DIANE MISTRETTA v. MICHAEL MISTRETTA

Annotate this Case

NOT FOR PUBLICATION WITHOUT THE

APPROVAL OF THE APPELLATE DIVISION

SUPERIOR COURT OF NEW JERSEY

APPELLATE DIVISION

DOCKET NO. A-0

DIANE MISTRETTA,

Plaintiff-Appellant,

v.

MICHAEL MISTRETTA,

Defendant-Respondent.

___________________________________

December 24, 2015

 

Submitted December 2, 2015 Decided

Before Judges Alvarez and Manahan.

On appeal from the Superior Court of New Jersey, Chancery Division, Family Part, Middlesex County, Docket No. FM-12-1554-07.

Diane Mistretta, appellant pro se.

Michael Mistretta, respondent pro se.

PER CURIAM

In this post-judgment matrimonial matter, Diane Mistretta (plaintiff) appeals from an order denying her challenge to a Probation Division audit and a denial of her motion for reconsideration. We affirm.

The parties were divorced on January 29, 2008. At the time of the divorce, the parties entered into a Property Settlement Agreement which provided for payment of child support by Michael Mistretta (defendant) for the parties' three children. The support was to be paid by defendant through Probation.

Over the course of several years following the divorce, both parties engaged in extensive post judgment motion practice on a myriad of issues. Among the issues repeatedly raised and contested by plaintiff and defendant was the calculation of defendant's child support obligation.

With the advice and guidance of their respective counsel, the parties entered into a consent order dated November 15, 2013. In pertinent part, the consent order provided that an audit of the child support account would be conducted by the Middlesex County Probation Division. In accord with the order, the parties were required to, and did provide, "proof of payments made and received." The parties were also permitted to meet with Probation together or separately in order to present their proof. The consent order expressly provided that the determination by Probation after the audit "shall be final."

At the conclusion of the audit, it was determined that there was a surplus in the account totaling $6,384. Based upon the surplus, defendant filed a motion seeking a suspension of enforcement of his child support obligation.

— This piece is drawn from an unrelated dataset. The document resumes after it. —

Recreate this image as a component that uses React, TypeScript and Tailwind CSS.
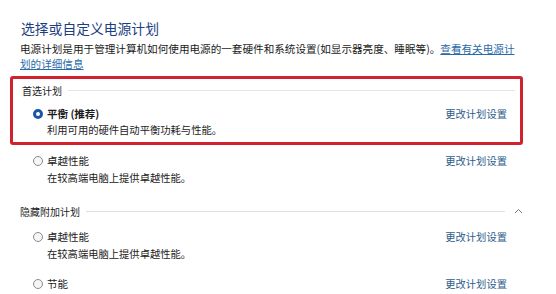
import React from 'react';

const FONT = "font-['Noto_Sans_CJK_SC','Noto_Sans',sans-serif]";

interface PlanProps {
  name: string;
  desc?: string;
  checked?: boolean;
  gapTop: string;
  descGap?: string;
}

function Radio({ checked }: { checked?: boolean }) {
  if (checked) {
    return <span className="w-[10px] h-[10px] rounded-full border-[3px] border-[#1a56a8] bg-white shrink-0" />;
  }
  return <span className="w-[10px] h-[10px] rounded-full border border-[#8a8a8a] bg-[#f6f6f6] shrink-0" />;
}

function Plan({ name, desc, checked, gapTop, descGap }: PlanProps) {
  return (
    <div className={gapTop}>
      <div className="flex items-center h-[16px] pl-[23px] w-[497px]">
        <Radio checked={checked} />
        <span className={`ml-[4px] text-[10.5px] text-[#1a1a1a] ${checked ? 'font-bold' : ''}`}>{name}</span>
        <span className="ml-auto text-[10.3px] text-[#2d5c8c] leading-[16px]">更改计划设置</span>
      </div>
      {desc && (
        <div className={`pl-[37px] h-[14px] leading-[14px] text-[10.3px] text-[#222] ${descGap ?? ''}`}>{desc}</div>
      )}
    </div>
  );
}

export default function App() {
  return (
    <div className={`w-[556px] h-[294px] bg-white overflow-hidden px-[10px] ${FONT}`}>
      <h1 className="pl-[11px] pt-[18px] h-[38px] leading-[20px] text-[13.8px] text-[#1c3d80]">
        选择或自定义电源计划
      </h1>
      <p className="pl-[10px] mt-[2.5px] whitespace-nowrap text-[10.6px] leading-[15px] text-[#1a1a1a]">
        电源计划是用于管理计算机如何使用电源的一套硬件和系统设置(如显示器亮度、睡眠等)。
        <span className="text-[#2b6aa8] underline">查看有关电源计</span>
        <br />
        <span className="text-[#2b6aa8] underline">划的详细信息</span>
      </p>

      <div className="mt-[5.5px] w-[513px] border-[3px] border-[#d1232f] rounded-[3px] pl-[9px] pr-[5px] pt-[4px] pb-[5px]">
        <div className="flex items-center h-[14px]">
          <span className="text-[10px] text-[#222]">首选计划</span>
          <span className="flex-1 h-px bg-[#e2e6e8] ml-[6px]" />
        </div>
        <div className="-ml-[12px]">
          <Plan name="平衡 (推荐)" desc="利用可用的硬件自动平衡功耗与性能。" checked gapTop="mt-[9px]" descGap="mt-[1px]" />
        </div>
      </div>

      <Plan name="卓越性能" desc="在较高端电脑上提供卓越性能。" gapTop="mt-[8px]" descGap="mt-[2px]" />

      <div className="mt-[19px] flex items-center h-[14px] pl-[10px]">
        <span className="text-[10px] text-[#222]">隐藏附加计划</span>
        <span className="w-[419px] h-px bg-[#e0e0e0] ml-[6px]" />
        <svg className="ml-[9px]" width="9" height="6" viewBox="0 0 9 6">
          <polyline points="1,5 4.5,1.5 8,5" fill="none" stroke="#777" strokeWidth="1" />
        </svg>
      </div>

      <Plan name="卓越性能" desc="在较高端电脑上提供卓越性能。" gapTop="mt-[11px]" descGap="mt-[2px]" />
      <Plan name="节能" gapTop="mt-[15px]" />
    </div>
  );
}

Plaintiff opposed the motion.

On July 25, 2014, the Family Part judge, without oral argument, entered an order granting in part the relief sought by defendant. The order states

Defendant's request that the [c]ourt direct Probation to suspend enforcement of his child support obligation to [p]laintiff in light of the credit in his account is GRANTED IN PART. The parties entered into a [c]onsent [o]rder dated November 15, 2013. Par. 4 of the parties' [c]onsent [o]rder states that, upon an audit by Probation, "any amounts owed to the other party shall be paid via bi-weekly installments or reduction/increase (as appropriate) of child support." It appears that Probation has determined that [d]efendant has a credit of $6,384 for overpaid child support. Unfortunately, Probation was unable to implement part of the [c]onsent [o]rder because the parties did not set up a reduction plan or explicitly state that the entire child support amount will be suspended until [d]efendant's credits are extinguished. As the parties agreed to decrease child support until the credits are used up, the [c]ourt shall do so, however, the [c]ourt is not inclined to allow [d]efendant not to make any payments until the credit is extinguished. Rather, Probation shall suspend enforcement of $75 per week of [d]efendant's child support obligation to [p]laintiff until his credit of $6,384 is used up. Consequently, [d]efendant shall pay $77 per week for 85 weeks and make a payment of $143 for week 86. The reduced payments shall be effective July 18, 2014. Upon the above credits being used up, [d]efendant's child support obligation shall resume being $152 per week as agreed upon by the parties. Probation shall adjust its records accordingly.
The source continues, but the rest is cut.